— Start of Task data —

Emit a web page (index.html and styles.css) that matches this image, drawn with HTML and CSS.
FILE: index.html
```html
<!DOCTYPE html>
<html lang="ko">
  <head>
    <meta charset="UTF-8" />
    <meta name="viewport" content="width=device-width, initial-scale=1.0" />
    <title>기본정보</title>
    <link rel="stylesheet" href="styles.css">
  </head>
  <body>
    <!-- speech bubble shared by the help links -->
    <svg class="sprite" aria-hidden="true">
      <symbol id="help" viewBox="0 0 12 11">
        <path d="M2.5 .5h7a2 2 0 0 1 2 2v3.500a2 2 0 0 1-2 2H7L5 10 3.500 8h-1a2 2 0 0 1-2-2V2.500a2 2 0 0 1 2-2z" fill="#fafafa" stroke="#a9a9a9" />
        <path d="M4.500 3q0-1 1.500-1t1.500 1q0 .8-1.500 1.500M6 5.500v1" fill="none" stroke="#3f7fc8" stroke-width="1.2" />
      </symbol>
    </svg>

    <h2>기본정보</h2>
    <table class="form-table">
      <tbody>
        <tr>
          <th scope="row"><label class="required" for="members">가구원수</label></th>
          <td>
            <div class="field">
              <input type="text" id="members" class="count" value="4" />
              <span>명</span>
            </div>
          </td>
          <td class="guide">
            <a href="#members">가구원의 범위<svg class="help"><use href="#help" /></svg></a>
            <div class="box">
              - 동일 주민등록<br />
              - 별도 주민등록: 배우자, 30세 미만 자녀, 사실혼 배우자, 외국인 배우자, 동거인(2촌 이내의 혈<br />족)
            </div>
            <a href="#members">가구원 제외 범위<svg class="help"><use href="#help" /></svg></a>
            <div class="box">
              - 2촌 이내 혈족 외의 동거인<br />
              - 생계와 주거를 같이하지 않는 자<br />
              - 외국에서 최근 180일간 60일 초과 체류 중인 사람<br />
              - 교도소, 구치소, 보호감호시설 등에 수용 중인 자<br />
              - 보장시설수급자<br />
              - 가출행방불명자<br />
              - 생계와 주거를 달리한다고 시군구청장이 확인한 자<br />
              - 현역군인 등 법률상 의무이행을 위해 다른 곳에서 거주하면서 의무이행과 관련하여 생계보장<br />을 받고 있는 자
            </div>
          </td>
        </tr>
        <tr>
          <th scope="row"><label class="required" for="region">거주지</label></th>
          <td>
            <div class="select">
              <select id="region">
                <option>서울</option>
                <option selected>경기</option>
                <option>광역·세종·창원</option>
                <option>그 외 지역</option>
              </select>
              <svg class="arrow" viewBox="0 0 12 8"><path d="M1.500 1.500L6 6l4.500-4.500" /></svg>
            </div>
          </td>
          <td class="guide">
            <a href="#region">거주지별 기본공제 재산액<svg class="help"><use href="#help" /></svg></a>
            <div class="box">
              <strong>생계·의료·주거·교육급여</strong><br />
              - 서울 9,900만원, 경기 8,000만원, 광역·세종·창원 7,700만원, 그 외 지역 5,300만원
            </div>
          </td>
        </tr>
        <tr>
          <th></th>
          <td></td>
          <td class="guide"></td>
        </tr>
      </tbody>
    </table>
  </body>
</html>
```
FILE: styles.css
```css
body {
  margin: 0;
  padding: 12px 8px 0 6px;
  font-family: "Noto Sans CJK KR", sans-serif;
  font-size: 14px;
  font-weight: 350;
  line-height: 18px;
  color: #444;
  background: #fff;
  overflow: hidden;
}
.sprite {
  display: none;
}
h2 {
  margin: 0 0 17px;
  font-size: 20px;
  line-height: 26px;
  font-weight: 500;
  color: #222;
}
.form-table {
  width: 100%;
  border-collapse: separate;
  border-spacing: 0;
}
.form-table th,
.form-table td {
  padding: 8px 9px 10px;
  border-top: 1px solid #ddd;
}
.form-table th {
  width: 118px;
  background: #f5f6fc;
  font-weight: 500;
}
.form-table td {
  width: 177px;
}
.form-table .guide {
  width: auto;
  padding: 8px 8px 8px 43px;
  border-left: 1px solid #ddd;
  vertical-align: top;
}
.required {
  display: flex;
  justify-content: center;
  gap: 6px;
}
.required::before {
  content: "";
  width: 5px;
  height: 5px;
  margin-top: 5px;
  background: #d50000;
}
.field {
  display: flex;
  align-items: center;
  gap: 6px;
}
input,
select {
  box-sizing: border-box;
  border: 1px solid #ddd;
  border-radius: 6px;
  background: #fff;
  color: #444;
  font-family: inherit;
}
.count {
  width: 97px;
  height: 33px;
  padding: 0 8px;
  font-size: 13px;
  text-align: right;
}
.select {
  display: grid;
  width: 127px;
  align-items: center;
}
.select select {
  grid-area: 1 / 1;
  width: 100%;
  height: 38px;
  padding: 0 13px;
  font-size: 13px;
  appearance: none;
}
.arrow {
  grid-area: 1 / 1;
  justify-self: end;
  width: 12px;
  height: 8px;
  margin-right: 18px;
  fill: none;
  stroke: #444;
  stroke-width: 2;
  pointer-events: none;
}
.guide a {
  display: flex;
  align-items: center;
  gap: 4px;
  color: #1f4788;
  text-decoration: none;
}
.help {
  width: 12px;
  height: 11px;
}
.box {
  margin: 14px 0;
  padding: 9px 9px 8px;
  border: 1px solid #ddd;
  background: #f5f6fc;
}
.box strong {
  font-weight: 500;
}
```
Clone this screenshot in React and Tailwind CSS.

— End of Task data —

• [Exercise] Which lines in the data above contain "index"? Show each one.

• [Task result]
Emit a web page (index.html and styles.css) that matches this image, drawn with HTML and CSS.
FILE: index.html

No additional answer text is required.